Let’s compare this with our regular three distributions,

[4]:
exp1 = Exponential(0.5).pdf(x_values)
exp2 = Exponential(1).pdf(x_values)
exp3 = Exponential(1.5).pdf(x_values)

y_expon_sum = exp1 + exp2 + exp3

plt.figure(figsize=(10, 6))
plt.plot(x_values, y_multi_expon, label='noisy joint distribution')
plt.plot(x_values, exp1, label='Exponential(0.5)')
plt.plot(x_values, exp2, label='Exponential(1.0)')
plt.plot(x_values, exp3, label='Exponential(1.5)')
plt.plot(x_values, y_expon_sum, 'k--', label='non-noisy joint distribution')

plt.xlabel('X')
plt.ylabel('Exponential Distribution')
plt.legend()
plt.tight_layout()
plt.show()
../_images/basic_examples_basics2_9_0.png

Fantastic work!

Example 2: Multi-parameter Distribution#

We worked with exponential distribution; now let’s model Gaussian distribution with parameters \(\mu\) and \(\sigma\).

[5]:
from scipy.special import erf


def gauss_pdf(x,
              mu: float = 0.0, sigma: float = 1.0, normalize: bool = False):
    """Gaussian PDF."""
    exponent = -0.5 * ((x - mu) / sigma)**2
    fraction = np.sqrt(2 * np.pi * sigma**2)

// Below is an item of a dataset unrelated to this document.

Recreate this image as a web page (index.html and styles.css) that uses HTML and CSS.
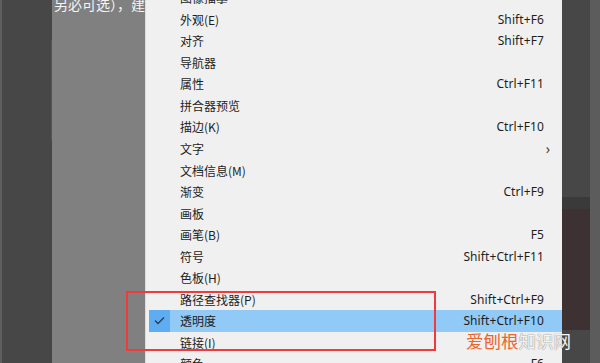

    return np.exp(exponent) / fraction


def gauss_cdf(x,
              mu: float = 0.0, sigma: float = 1.0, normalize: bool = False):
    """Gaussian CDF."""
    num_ = x - mu
    den_ = sigma * np.sqrt(2)
    return 0.5 * (1 + erf(num_ / den_))


class Gaussian(BaseDistribution):
    """Mock Gaussian distribution."""

    def __init__(self,
                 mu: float = 0.0, sigma: float = 1.0,
                 normalize: bool = False):
        self.mu = mu
        self.sigma = sigma
        self.norm = normalize

    def pdf(self, x):
        return gauss_pdf(x, mu=self.mu, sigma=self.sigma, normalize=self.norm)

    def cdf(self, x):
        return gauss_cdf(x, mu=self.mu, sigma=self.sigma, normalize=self.norm)

    def stats(self):
        return {'mean': self.mu}

Let’s generate five gaussian distributions with \(\mu \in [1, 4, 5, 7.5, 9]\) and \(\sigma \in [0.3, 1, 1.2, 1.5, 0.1]\) using multi_base.

[6]:
parameters = [(1, 0.3), (4, 1), (5, 1.2), (7.5, 1.5), (9, 0.1)]

The parameters will always follow the order of the parameters defined in the distribution; in this case, the order of parameters is \((\mu, \sigma)\). Notice the use of tuples here. The parameters are defined in tuples to keep relevant distributions together.

In case you have lists of parameters separately, you can use np.column_stack to reform the lists into a single parsable stack.

[7]:
mean_list = [1, 4, 5, 7.5, 9]
sigma_list = [0.3, 1, 1.2, 1.5, 0.1]

parameters_stacked = np.column_stack([mean_list, sigma_list])
[8]:
y_gaussian = multi_base(x_values,
                        distribution_func=Gaussian, params=parameters, noise_level=0.1)

y_gaussian_stacked = multi_base(x_values,
                                distribution_func=Gaussian, params=parameters_stacked, noise_level=0.1)
[9]:
gaussian_distributions = []

for param in parameters:
    gaussian_distributions.append(Gaussian(mu=param[0], sigma=param[1]).pdf(x_values))

y_gaussian_sum = np.sum(gaussian_distributions, axis=0)

plt.figure(figsize=(10, 6))

# multi-gaussian
plt.plot(x_values, y_gaussian, label='noisy joint distribution')

# multi-gaussian using stacked parameters
plt.plot(x_values, y_gaussian_stacked, 'cyan', alpha=0.5, label='stack parameter distribution')

# individual gaussian distributions
plt.plot(x_values, gaussian_distributions[0], label='Gaussian(1, 0.3)')
plt.plot(x_values, gaussian_distributions[1], label='Gaussian(4, 1)')
plt.plot(x_values, gaussian_distributions[2], label='Gaussian(5, 1.2)')
plt.plot(x_values, gaussian_distributions[3], label='Gaussian(7.5, 1.5)')
plt.plot(x_values, gaussian_distributions[4], label='Gaussian(9, 0.1)')

# summed gaussian distribution
plt.plot(x_values, y_gaussian_sum, 'k--', label='non-noisy joint distribution')

plt.xlabel('X')
plt.ylabel('Gaussian Distribution')
plt.legend()
plt.tight_layout()
plt.show()
../_images/basic_examples_basics2_17_0.png

And that’s how you generate multi-distribution data using pyMultiFit.